At first, she falls back into old habits for the comfort and familiarity, drugs, and her ex-girlfriend, Renee Montoya. It doesn’t last with Montoya, and Barbara finds herself in a state of flux. During this time she meets Selina Kyle, who later becomes a close companion. She also meets Jason Skolimski. He becomes an inciting figure of change for her. A serial killer and psychopath, he takes Barbara captive and she almost doesn’t make it out alive.

Her time with him drives her to edge of sanity. Under his influence she kills her parents. She almost kills Lee Thompkins, James’s new girlfriend. The love she has for James becomes an obsession. It doesn’t end well for her with James stopping her. She’s arrested and sentenced to Arkham Asylum.

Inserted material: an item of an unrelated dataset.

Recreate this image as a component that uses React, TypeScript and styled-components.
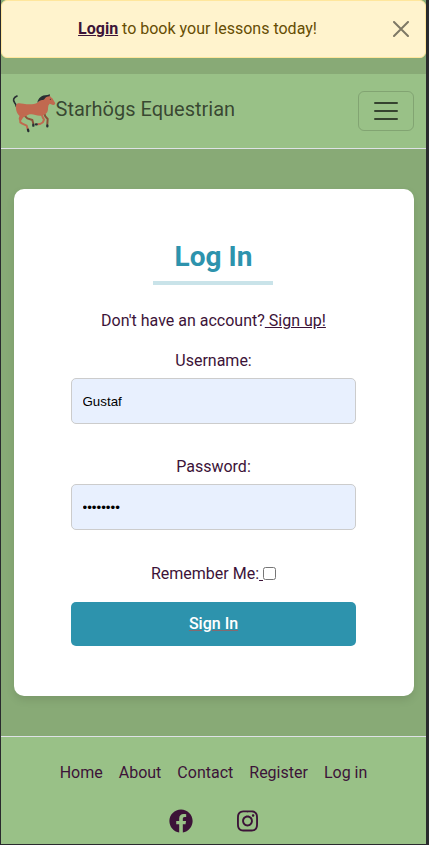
import React from "react";
import styled, { createGlobalStyle } from "styled-components";

const GlobalStyle = createGlobalStyle`
  *, *::before, *::after { box-sizing: border-box; }
  body {
    margin: 0;
    background: #292a2d;
    color: #3c1338;
    font: 400 16px/24px Roboto, sans-serif;
    overflow: hidden;
  }
`;

const Page = styled.div`
  display: flex;
  flex-direction: column;
  height: 844px;
  margin: 0 3px 1px 1px;
  background: #88aa76;
`;

const Alert = styled.div`
  display: flex;
  align-items: center;
  height: 58px;
  flex: none;
  margin-bottom: 16px;
  padding: 0 15px;
  border: 1px solid #ffe69c;
  border-radius: 6px;
  background: #fff3cd;
  color: #664d03;
`;

const AlertText = styled.p`
  flex: 1;
  margin: 0;
  padding: 0 14px 1px 0;
  text-align: center;
`;

const AlertLink = styled.a`
  color: #3c1338;
  font-weight: 700;
  text-decoration: underline;
`;

const CloseButton = styled.button`
  display: flex;
  width: 18px;
  height: 18px;
  padding: 1px;
  border: 0;
  background: none;
  opacity: 0.5;
`;

const Navbar = styled.nav`
  display: flex;
  align-items: center;
  justify-content: space-between;
  flex: none;
  height: 75px;
  padding: 0 12px 0 11px;
  border-bottom: 1px solid #dee2e6;
  background: #99c187;
`;

const Brand = styled.a`
  display: flex;
  align-items: center;
  color: rgba(0, 0, 0, 0.65);
  font-size: 20px;
  line-height: 30px;
`;

const BrandName = styled.span`
  padding-bottom: 5px;
  margin-left: -0.5px;
`;

const Horse = styled.svg`
  width: 44px;
  height: 40px;
  margin-top: 5px;
`;

const Toggler = styled.button`
  display: flex;
  align-items: center;
  justify-content: center;
  width: 56px;
  height: 40px;
  padding: 0;
  border: 1px solid rgba(0, 0, 0, 0.15);
  border-radius: 6px;
  background: none;
`;

const Card = styled.main`
  flex: none;
  width: 400px;
  height: 507px;
  margin: 40px 0 40px 13px;
  padding: 50px 58px 50px 57px;
  border-radius: 10px;
  background: #fff;
  box-shadow: 0 4px 8px rgba(0, 0, 0, 0.1);
  text-align: center;
`;

const Title = styled.h1`
  width: 120px;
  height: 46px;
  margin: 0 auto 24px 82px;
  padding-left: 1px;
  border-bottom: 4px solid #c9e3e9;
  color: #2d93ad;
  font-size: 28px;
  font-weight: 700;
  line-height: 36px;
`;

const Text = styled.p`
  margin: 0 0 16px;
`;

const Link = styled.a`
  color: #3c1338;
  text-decoration: underline;
  white-space: pre;
`;

const Field = styled.div`
  height: 106px;
`;

const Label = styled.label`
  display: block;
  margin-bottom: 5px;
`;

const Input = styled.input`
  display: block;
  width: 100%;
  height: 46px;
  padding: 1px 10.5px;
  border: 1px solid #ccc;
  border-radius: 5px;
  outline: 0;
  background: #e8f0fe;
  color: #000;
  font: 400 13.333px "Liberation Sans", Arial, sans-serif;
`;

const Remember = styled.div`
  display: flex;
  justify-content: center;
  align-items: center;
  height: 24px;
  margin-top: 1px;
`;

const Checkbox = styled.input`
  width: 13px;
  height: 13px;
  margin: 0 0 2px;
`;

const SubmitButton = styled.button`
  display: block;
  width: 100%;
  height: 44px;
  margin-top: 16px;
  padding: 0;
  border: 0;
  border-radius: 5px;
  background: #2d93ad;
  color: #fff;
  font: 500 16px/24px Roboto, sans-serif;
  text-decoration: underline;
  text-decoration-color: #85696f;
`;

const Footer = styled.footer`
  flex: 1;
  border-top: 1px solid #dee2e6;
  background: #99c187;
`;

const FooterNav = styled.nav`
  display: flex;
  justify-content: center;
  gap: 16px;
  margin-top: 24px;
`;

const FooterLink = styled.a`
  color: #3c1338;
`;

const Socials = styled.div`
  display: flex;
  justify-content: center;
  gap: 44px;
  margin-top: 24px;
`;

const SocialIcon = styled.svg<{ $size: number }>`
  width: ${(p) => p.$size}px;
  height: 24px;
  fill: #3c1338;
`;

const links = ["Home", "About", "Contact", "Register", "Log in"];

export default function App() {
  return (
    <>
      <GlobalStyle />
      <Page>
        <Alert>
          <AlertText>
            <AlertLink>Login</AlertLink> to book your lessons today!
          </AlertText>
          <CloseButton aria-label="Close">
            <svg width="16" height="16" viewBox="0 0 16 16">
              <path d="M1 1 15 15M15 1 1 15" stroke="#000" strokeWidth="2" strokeLinecap="round" />
            </svg>
          </CloseButton>
        </Alert>
        <Navbar>
          <Brand>
            <Horse viewBox="36 42 132 120" fill="none" strokeLinecap="round" strokeLinejoin="round">
              <path d="M51 48C40 53 38 60 44 68Q48 73 49 79" stroke="#292f33" strokeWidth="5" />
              <path d="M76 100 76 109 82 115 97 120 100 131" stroke="#8b5038" strokeWidth="6" />
              <path d="M132 98 136 109 143 117 142 132" stroke="#8b5038" strokeWidth="6" />
              <path d="M48 77C49 68 58 69 70 71C88 74 103 73 112 68L124 57Q132 47 145 48L149 46L152 51L157 55L166 70Q164 77 157 74L149 71Q144 74 144 85C145 98 134 108 120 107C107 106 100 101 89 103C81 105 75 112 66 112C53 107 46 91 48 77Z" fill="#c1694f" />
              <path d="M66 101 66 109 61 116" stroke="#c1694f" strokeWidth="10" />
              <path d="M60 112 61 127 67 131 80 137 83 147" stroke="#c1694f" strokeWidth="6" />
              <path d="M124 100Q128 113 132 119Q130 128 122 131L114 133" stroke="#c1694f" strokeWidth="6" />
              <path d="M112 68C114 55 124 45 142 45L150 43L149 49C141 49 136 53 133 58C127 62 120 59 112 68Z" fill="#292f33" />
              <path d="m84 149 1 4M100 134v3M108 133h2M142 136v3" stroke="#292f33" strokeWidth="7" />
              <circle cx="151" cy="58" r="1.6" fill="#292f33" />
            </Horse>
            <BrandName>Starhögs Equestrian</BrandName>
          </Brand>
          <Toggler aria-label="Toggle navigation">
            <svg width="30" height="30" viewBox="0 0 30 30">
              <path d="M4 7h22M4 15h22M4 23h22" stroke="#000" strokeOpacity=".65" strokeWidth="2" strokeLinecap="round" />
            </svg>
          </Toggler>
        </Navbar>
        <Card>
          <Title>Log In</Title>
          <Text>
            Don't have an account?<Link> Sign up!</Link>
          </Text>
          <Field>
            <Label htmlFor="username">Username:</Label>
            <Input id="username" defaultValue="Gustaf" />
          </Field>
          <Field>
            <Label htmlFor="password">Password:</Label>
            <Input id="password" type="password" defaultValue="lesson24" />
          </Field>
          <Remember>
            <label htmlFor="remember">Remember Me:</label>
            <Link> </Link>
            <Checkbox id="remember" type="checkbox" />
          </Remember>
          <SubmitButton>Sign In</SubmitButton>
        </Card>
        <Footer>
          <FooterNav>
            {links.map((name) => (
              <FooterLink key={name}>{name}</FooterLink>
            ))}
          </FooterNav>
          <Socials>
            <SocialIcon $size={24} viewBox="0 0 512 512">
              <path d="M504 256C504 119 393 8 256 8S8 119 8 256c0 123.78 90.69 226.38 209.25 245V327.69h-63V256h63v-54.64c0-62.15 37-96.48 93.67-96.48 27.14 0 55.52 4.84 55.52 4.84v61h-31.28c-30.8 0-40.41 19.12-40.41 38.73V256h68.78l-11 71.69h-57.78V501C413.31 482.38 504 379.78 504 256z" />
            </SocialIcon>
            <SocialIcon $size={21} viewBox="0 0 448 512">
              <path d="M224.1 141c-63.6 0-114.9 51.3-114.9 114.9s51.3 114.9 114.9 114.9S339 319.5 339 255.9 287.7 141 224.1 141zm0 189.6c-41.1 0-74.7-33.5-74.7-74.7s33.5-74.7 74.7-74.7 74.7 33.5 74.7 74.7-33.6 74.7-74.7 74.7zm146.4-194.3c0 14.9-12 26.8-26.8 26.8-14.9 0-26.8-12-26.8-26.8s12-26.8 26.8-26.8 26.8 12 26.8 26.8zm76.1 27.2c-1.7-35.9-9.9-67.7-36.2-93.9-26.2-26.2-58-34.4-93.9-36.2-37-2.1-147.9-2.1-184.9 0-35.8 1.7-67.6 9.9-93.9 36.1s-34.4 58-36.2 93.9c-2.1 37-2.1 147.9 0 184.9 1.7 35.9 9.9 67.7 36.2 93.9s58 34.4 93.9 36.2c37 2.1 147.9 2.1 184.9 0 35.9-1.7 67.7-9.9 93.9-36.2 26.2-26.2 34.4-58 36.2-93.9 2.1-37 2.1-147.8 0-184.8zM398.8 388c-7.8 19.6-22.9 34.7-42.6 42.6-29.5 11.7-99.5 9-132.1 9s-102.7 2.6-132.1-9c-19.6-7.8-34.7-22.9-42.6-42.6-11.7-29.5-9-99.5-9-132.1s-2.6-102.7 9-132.1c7.8-19.6 22.9-34.7 42.6-42.6 29.5-11.7 99.5-9 132.1-9s102.7-2.6 132.1 9c19.6 7.8 34.7 22.9 42.6 42.6 11.7 29.5 9 99.5 9 132.1s2.7 102.7-9 132.1z" />
            </SocialIcon>
          </Socials>
        </Footer>
      </Page>
    </>
  );
}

But it ends up putting her in the perfect position for the next wave of her development.

Her stay in the Asylum is short lived. She’s broken out by Theo and Tabitha Galvan, the latter of whom she enters into a romantic relationship with.  It’s through them she’s truly indoctrinated to Gotham’s underground. Barbara’s sanity at this point is shaky at best. Having a girlfriend willing to kidnap her ex-boyfriend and his current girlfriend doesn’t help the situation either. Though even when the last remains of her sanity seem all but gone, the compassion she held for James still comes through. Her kidnapping attempt unravels and her escape ends with her falling out a second story window. Before that happens she helps James, giving him the information he needs to take down Theo.

After some time in a coma, she’s released back onto Gotham streets. Though her love for James still borders on unhealthy obsession her pursuits become more personally motivated. She opens a nightclub with Tabitha. It’s successful but she’s gunning for more, namely to get out from under Oswald Cobblepot’s thumb. She’s openly contentious of the Penguin when he all but runs Gotham at this point. Only a few people could have gotten away with this without fatal consequences.

She gathers some powerful allies with the intention of overthrowing Penguin. And it works. She becomes the queen of Gotham, taking over the city’s underground. Unfortunately, it’s a short-lived reign when conflict brews among the very allies who helped her take down Penguin, and she ends up dead.

In the true fashion of comic books and their adaptations, Barbara doesn’t say dead for long. After she’s brought back to life she returns ready to take on the city again. Reaching out to Selina and Tabitha, they work together running a weapons racket to rebuild their status. Death seems to have tamed Barbara, she’s more rational with her return. She’s even willing to work under Penguin. If only for a short time until a better opportunity presents itself for her, Tabitha and Selina.

At this point, I think it’s important to note Barbara could have easily fallen into the old stereotypes of the ‘crazy bisexual ex-lover’ or even the ‘villainous queer’. But similar to the way the Carmilla series defies its negative tropes, Gotham’s exploration of these narrative tropes doesn’t feel like it steers into the negative aspects. Gotham also avoids these tropes in a way few other series could. The villains make up a huge portion of series. They are the lungs that breathe life into the series. As much as this series is about Bruce and James growing into the heroes we know they’ll become, it’s also about watching the other characters grow into the villains we know they’ll become.

Barbara earns her place among the villainous elite in Gotham. She’s gone from a mild-mannered Gotham socialite to one of its most conniving criminals.

She’s still a woman capable of deeply caring for someone. But now her way of showing she cares for someone involves fewer words of empathy and more shooting their enemies in the head. She learnt to thrive in a city where so few can even survive. She adapted in ways that not even James has been able to. Her place in the story going forward is still uncertain. The possibility of her and James come back to each other is small but stranger things have happened in this city. Though at this point it seems more likely one of the many colourful adversaries Bruce will face when he truly dons the cowl.

Regardless of where she’s going, watching her get where she is has been a wild and entertaining ride.